Naturally, the seeds of AYB were found to contain Lactobacillus jensenii, Bacillus coagulans, Acrococcus viridans, Canadida mycoderm. The high aerobic count might be due to high protein content is AYB. These bacteria produced enzyme which degrade and build up nutrients in AYB with organoleptic quality as condiments (Agboola, 2007). The level of effectiveness of these bacteria during fermentation varies (Berche et al; 2005). The activities of the other ANFs such as trypsin inhibitors, α-amylase inhibitors, tannin and phytic acid were drastically reduced by the two bacteria species. Fermentation slightly increased in vitro protein, digestibility and lowered dietary fibre (Betche et al; 2005; Agboola, 2007).

2.7.1   African Yam Bean Flour
            African yam bean flour can be obtained from the seed by the preparative method described by Eneche (2006). This composite flour with reduced gluten content is limiting in sulphur containing amino acids, methonine and cystine and rich in lysine and tryptophan. (Ene-obong and Carrovale, 1992). African yam bean flour are suitable for breads, cakes and biscuits incorporating the flour into wheat-based products make the foods useful protein and energy sources with good nutritive value. The supplementation of cereal based weaning foods with adequately processed African yam bean flour would help to improve their protein content and quality. The flour of African yam bean can be fortified with other flour sample to produce a good quality bakery products; the flour gives a better colour than other samples dues to the ability of African yam bean products to retain some of the colour pigments found naturally in their seeds on exposure to heat during processing (Banigo et al., 2004).         

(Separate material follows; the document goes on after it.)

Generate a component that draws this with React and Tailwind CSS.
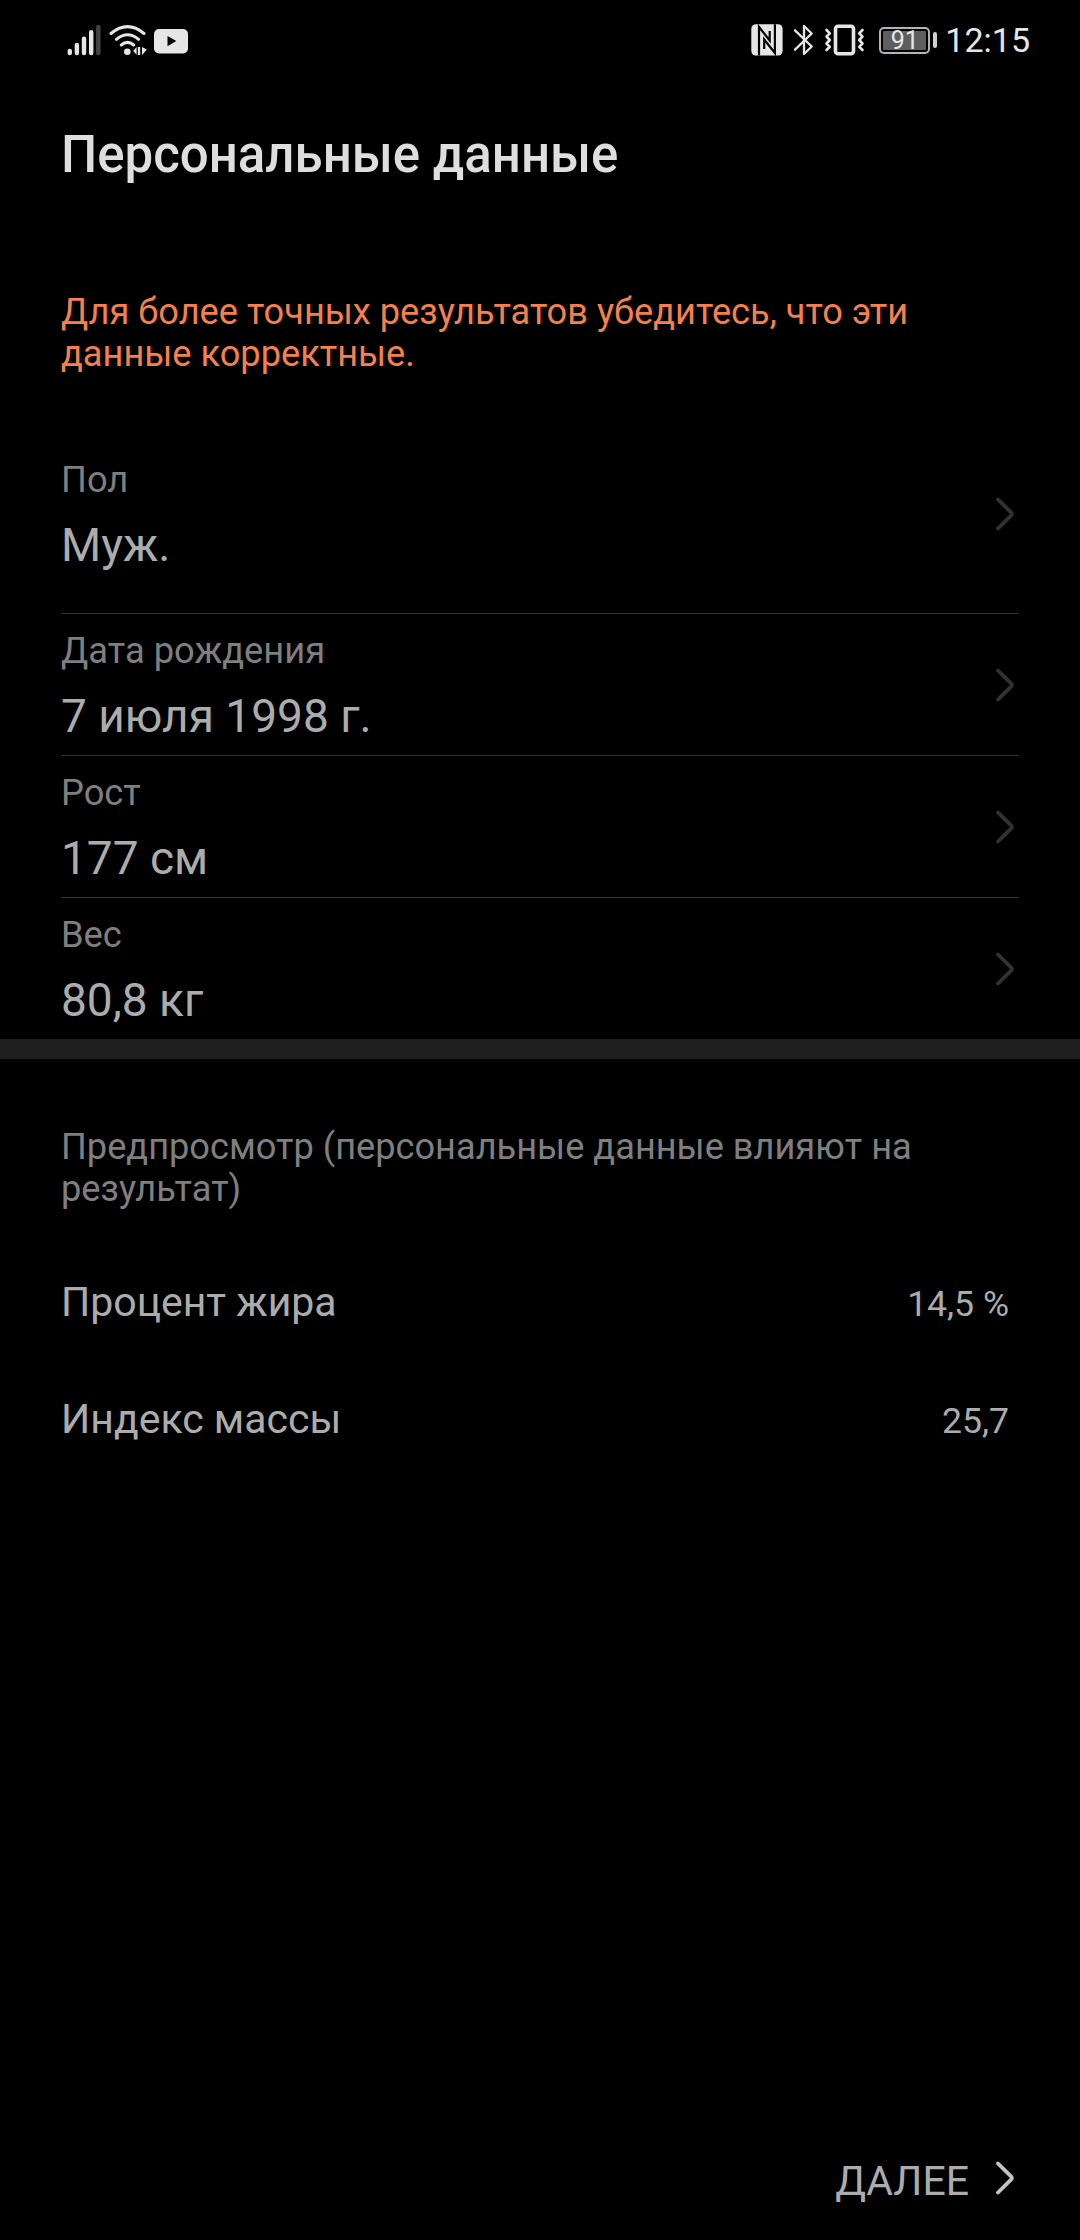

2.7.2     Limitations in the Utilization of African Yam Bean
            Some negative conditions have influenced the production and acceptability of African yam bean among cultivators, research scientists and consumers. The potential constraints include;
(i)        The seed contains anti nutritional factors (ANF) or secondary metabolites (Machuka, 2009; Akinmtimi et al; 2006).
(ii)       The agronomic demand for stakes, the long maturation period (National research council, 1979).
(iii)     The characteristic hardness of the seed coat raise high demand on the cost and time of cooking (Oshodi et al; 1995 and Ene-Obony et al; 1993).